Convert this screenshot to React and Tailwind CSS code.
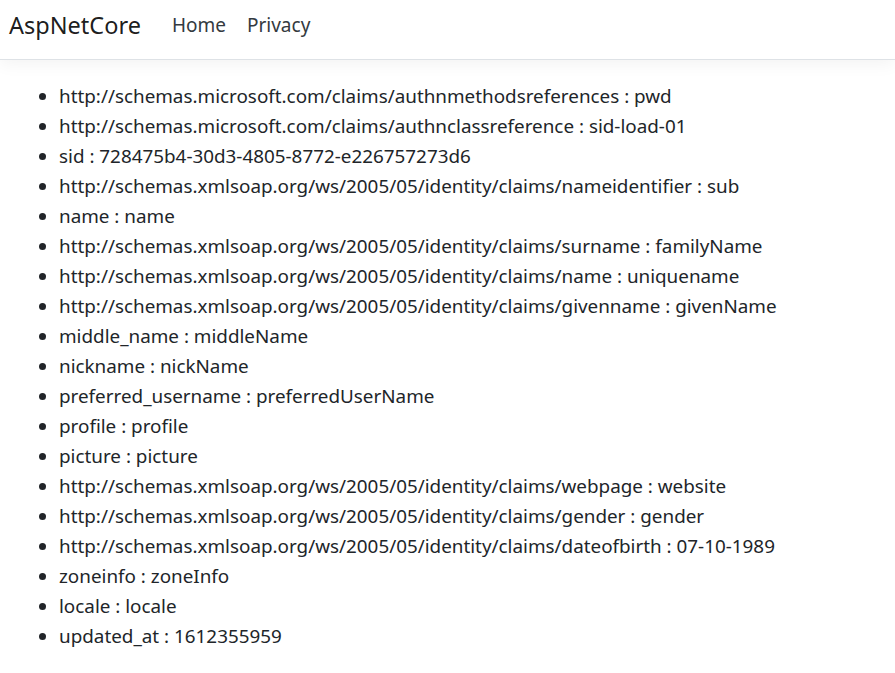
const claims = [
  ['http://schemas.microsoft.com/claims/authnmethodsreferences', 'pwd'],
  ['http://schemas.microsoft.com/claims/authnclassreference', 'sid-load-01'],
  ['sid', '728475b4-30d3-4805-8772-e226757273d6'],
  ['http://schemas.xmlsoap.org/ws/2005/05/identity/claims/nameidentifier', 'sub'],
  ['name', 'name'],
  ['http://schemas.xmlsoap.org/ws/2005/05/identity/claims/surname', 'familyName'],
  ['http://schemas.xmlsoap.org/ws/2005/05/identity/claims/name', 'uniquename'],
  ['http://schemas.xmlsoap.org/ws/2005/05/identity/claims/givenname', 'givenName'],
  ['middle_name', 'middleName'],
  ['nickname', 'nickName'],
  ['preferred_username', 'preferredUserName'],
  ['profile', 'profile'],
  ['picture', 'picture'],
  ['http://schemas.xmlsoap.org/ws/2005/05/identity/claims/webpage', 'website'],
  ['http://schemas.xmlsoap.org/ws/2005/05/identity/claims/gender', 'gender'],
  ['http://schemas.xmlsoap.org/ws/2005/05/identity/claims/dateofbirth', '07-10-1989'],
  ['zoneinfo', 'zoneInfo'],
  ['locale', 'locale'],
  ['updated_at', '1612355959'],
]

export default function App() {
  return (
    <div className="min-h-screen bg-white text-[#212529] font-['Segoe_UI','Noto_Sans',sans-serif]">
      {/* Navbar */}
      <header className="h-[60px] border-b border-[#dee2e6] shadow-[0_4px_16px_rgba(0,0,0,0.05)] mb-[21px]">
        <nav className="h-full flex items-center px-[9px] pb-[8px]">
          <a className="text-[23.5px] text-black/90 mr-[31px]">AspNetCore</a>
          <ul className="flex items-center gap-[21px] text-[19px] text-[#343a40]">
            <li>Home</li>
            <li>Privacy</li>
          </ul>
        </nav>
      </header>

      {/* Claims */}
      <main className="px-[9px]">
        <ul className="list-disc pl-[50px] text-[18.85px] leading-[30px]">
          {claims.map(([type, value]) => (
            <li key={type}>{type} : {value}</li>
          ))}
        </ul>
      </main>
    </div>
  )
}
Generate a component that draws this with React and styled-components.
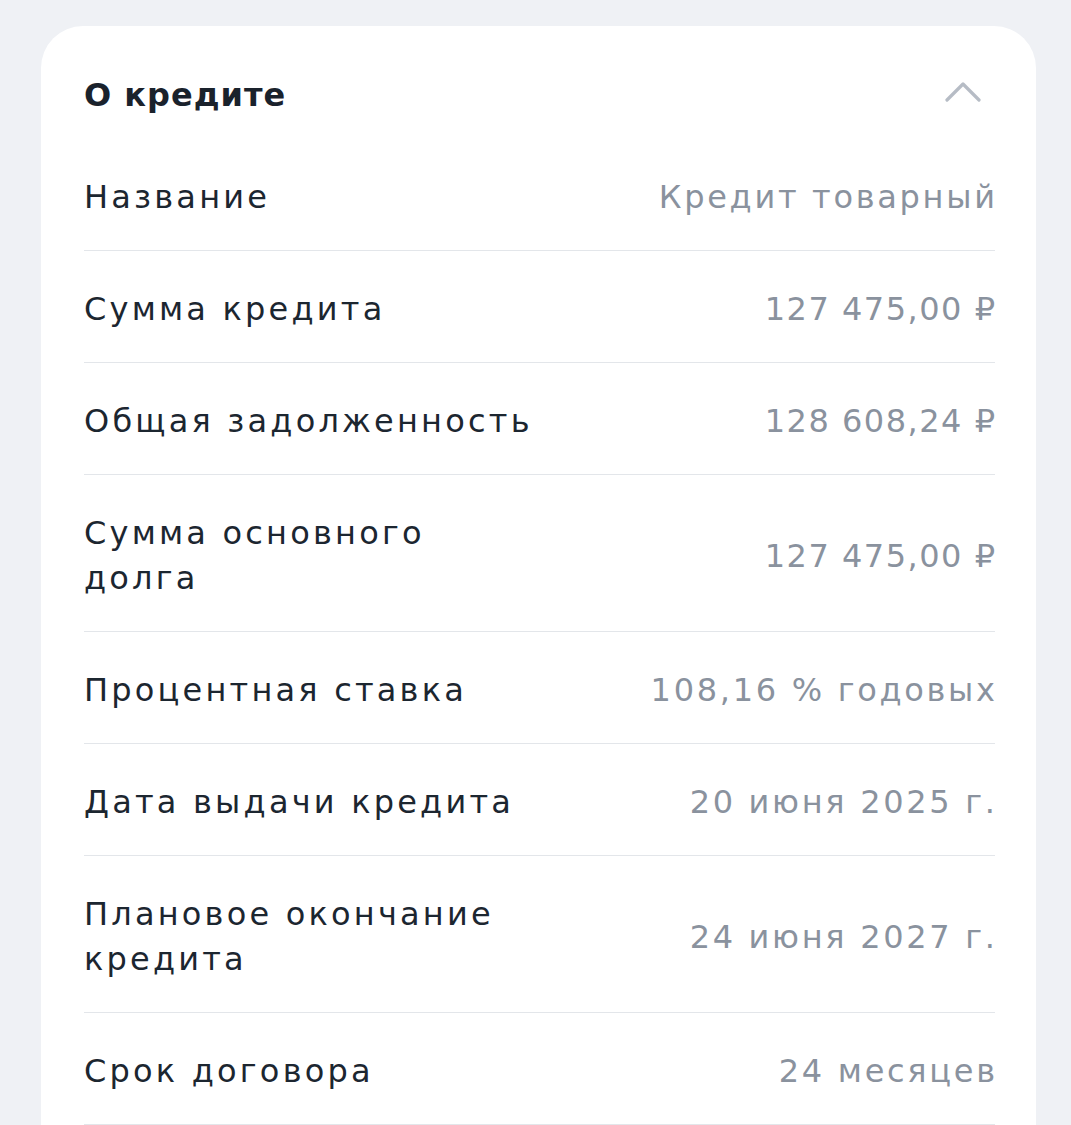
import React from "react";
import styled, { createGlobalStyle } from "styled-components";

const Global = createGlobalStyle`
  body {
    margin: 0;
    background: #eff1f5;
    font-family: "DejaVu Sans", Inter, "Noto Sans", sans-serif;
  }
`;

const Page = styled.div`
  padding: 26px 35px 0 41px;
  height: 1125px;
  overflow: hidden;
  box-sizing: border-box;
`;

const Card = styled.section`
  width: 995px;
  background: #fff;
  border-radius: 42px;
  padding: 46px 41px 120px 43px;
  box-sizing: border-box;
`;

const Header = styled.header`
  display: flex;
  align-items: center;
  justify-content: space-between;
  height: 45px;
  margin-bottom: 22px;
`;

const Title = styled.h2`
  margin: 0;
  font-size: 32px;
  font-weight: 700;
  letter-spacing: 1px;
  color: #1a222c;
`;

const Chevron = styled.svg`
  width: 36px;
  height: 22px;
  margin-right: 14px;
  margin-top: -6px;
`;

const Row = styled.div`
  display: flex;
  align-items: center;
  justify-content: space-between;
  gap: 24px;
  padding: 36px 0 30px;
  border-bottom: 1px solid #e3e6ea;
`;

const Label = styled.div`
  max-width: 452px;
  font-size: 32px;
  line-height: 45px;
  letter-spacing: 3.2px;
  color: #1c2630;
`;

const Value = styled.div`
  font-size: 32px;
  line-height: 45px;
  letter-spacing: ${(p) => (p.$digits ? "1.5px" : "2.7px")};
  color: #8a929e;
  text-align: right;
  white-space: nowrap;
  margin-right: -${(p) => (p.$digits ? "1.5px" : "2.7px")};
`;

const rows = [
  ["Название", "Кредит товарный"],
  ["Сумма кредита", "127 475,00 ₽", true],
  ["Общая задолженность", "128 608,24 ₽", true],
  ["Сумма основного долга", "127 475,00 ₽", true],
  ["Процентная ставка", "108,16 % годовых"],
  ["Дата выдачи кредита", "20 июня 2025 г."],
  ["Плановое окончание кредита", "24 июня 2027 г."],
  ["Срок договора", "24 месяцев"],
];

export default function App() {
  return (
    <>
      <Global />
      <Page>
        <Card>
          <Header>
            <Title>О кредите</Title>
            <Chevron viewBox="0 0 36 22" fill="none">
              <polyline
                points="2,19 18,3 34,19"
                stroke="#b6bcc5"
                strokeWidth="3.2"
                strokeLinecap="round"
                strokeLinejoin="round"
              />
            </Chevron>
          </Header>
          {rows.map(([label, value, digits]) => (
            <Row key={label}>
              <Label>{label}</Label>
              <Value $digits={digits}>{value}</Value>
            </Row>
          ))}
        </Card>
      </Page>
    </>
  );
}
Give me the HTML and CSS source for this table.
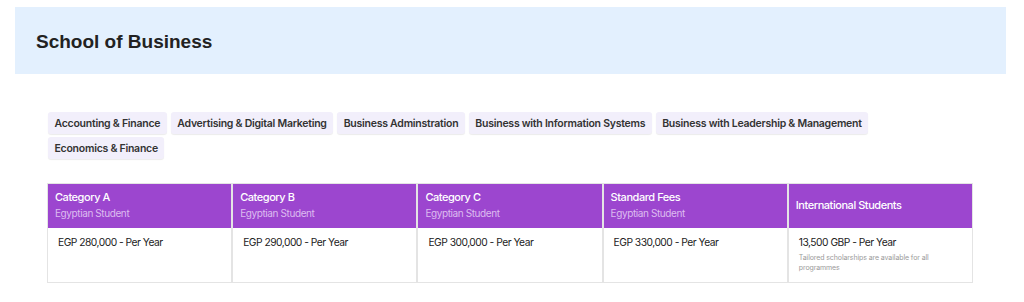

* * * * * * *

Your instructions
Make an exact copy of the data above, pictures excluded.

Solution
Convert this screenshot to React and Tailwind CSS code.
const claims = [
  ['http://schemas.microsoft.com/claims/authnmethodsreferences', 'pwd'],
  ['http://schemas.microsoft.com/claims/authnclassreference', 'sid-load-01'],
  ['sid', '728475b4-30d3-4805-8772-e226757273d6'],
  ['http://schemas.xmlsoap.org/ws/2005/05/identity/claims/nameidentifier', 'sub'],
  ['name', 'name'],
  ['http://schemas.xmlsoap.org/ws/2005/05/identity/claims/surname', 'familyName'],
  ['http://schemas.xmlsoap.org/ws/2005/05/identity/claims/name', 'uniquename'],
  ['http://schemas.xmlsoap.org/ws/2005/05/identity/claims/givenname', 'givenName'],
  ['middle_name', 'middleName'],
  ['nickname', 'nickName'],
  ['preferred_username', 'preferredUserName'],
  ['profile', 'profile'],
  ['picture', 'picture'],
  ['http://schemas.xmlsoap.org/ws/2005/05/identity/claims/webpage', 'website'],
  ['http://schemas.xmlsoap.org/ws/2005/05/identity/claims/gender', 'gender'],
  ['http://schemas.xmlsoap.org/ws/2005/05/identity/claims/dateofbirth', '07-10-1989'],
  ['zoneinfo', 'zoneInfo'],
  ['locale', 'locale'],
  ['updated_at', '1612355959'],
]

export default function App() {
  return (
    <div className="min-h-screen bg-white text-[#212529] font-['Segoe_UI','Noto_Sans',sans-serif]">
      {/* Navbar */}
      <header className="h-[60px] border-b border-[#dee2e6] shadow-[0_4px_16px_rgba(0,0,0,0.05)] mb-[21px]">
        <nav className="h-full flex items-center px-[9px] pb-[8px]">
          <a className="text-[23.5px] text-black/90 mr-[31px]">AspNetCore</a>
          <ul className="flex items-center gap-[21px] text-[19px] text-[#343a40]">
            <li>Home</li>
            <li>Privacy</li>
          </ul>
        </nav>
      </header>

      {/* Claims */}
      <main className="px-[9px]">
        <ul className="list-disc pl-[50px] text-[18.85px] leading-[30px]">
          {claims.map(([type, value]) => (
            <li key={type}>{type} : {value}</li>
          ))}
        </ul>
      </main>
    </div>
  )
}
Generate a component that draws this with React and styled-components.
import React from "react";
import styled, { createGlobalStyle } from "styled-components";

const Global = createGlobalStyle`
  body {
    margin: 0;
    background: #eff1f5;
    font-family: "DejaVu Sans", Inter, "Noto Sans", sans-serif;
  }
`;

const Page = styled.div`
  padding: 26px 35px 0 41px;
  height: 1125px;
  overflow: hidden;
  box-sizing: border-box;
`;

const Card = styled.section`
  width: 995px;
  background: #fff;
  border-radius: 42px;
  padding: 46px 41px 120px 43px;
  box-sizing: border-box;
`;

const Header = styled.header`
  display: flex;
  align-items: center;
  justify-content: space-between;
  height: 45px;
  margin-bottom: 22px;
`;

const Title = styled.h2`
  margin: 0;
  font-size: 32px;
  font-weight: 700;
  letter-spacing: 1px;
  color: #1a222c;
`;

const Chevron = styled.svg`
  width: 36px;
  height: 22px;
  margin-right: 14px;
  margin-top: -6px;
`;

const Row = styled.div`
  display: flex;
  align-items: center;
  justify-content: space-between;
  gap: 24px;
  padding: 36px 0 30px;
  border-bottom: 1px solid #e3e6ea;
`;

const Label = styled.div`
  max-width: 452px;
  font-size: 32px;
  line-height: 45px;
  letter-spacing: 3.2px;
  color: #1c2630;
`;

const Value = styled.div`
  font-size: 32px;
  line-height: 45px;
  letter-spacing: ${(p) => (p.$digits ? "1.5px" : "2.7px")};
  color: #8a929e;
  text-align: right;
  white-space: nowrap;
  margin-right: -${(p) => (p.$digits ? "1.5px" : "2.7px")};
`;

const rows = [
  ["Название", "Кредит товарный"],
  ["Сумма кредита", "127 475,00 ₽", true],
  ["Общая задолженность", "128 608,24 ₽", true],
  ["Сумма основного долга", "127 475,00 ₽", true],
  ["Процентная ставка", "108,16 % годовых"],
  ["Дата выдачи кредита", "20 июня 2025 г."],
  ["Плановое окончание кредита", "24 июня 2027 г."],
  ["Срок договора", "24 месяцев"],
];

export default function App() {
  return (
    <>
      <Global />
      <Page>
        <Card>
          <Header>
            <Title>О кредите</Title>
            <Chevron viewBox="0 0 36 22" fill="none">
              <polyline
                points="2,19 18,3 34,19"
                stroke="#b6bcc5"
                strokeWidth="3.2"
                strokeLinecap="round"
                strokeLinejoin="round"
              />
            </Chevron>
          </Header>
          {rows.map(([label, value, digits]) => (
            <Row key={label}>
              <Label>{label}</Label>
              <Value $digits={digits}>{value}</Value>
            </Row>
          ))}
        </Card>
      </Page>
    </>
  );
}
Give me the HTML and CSS source for this table.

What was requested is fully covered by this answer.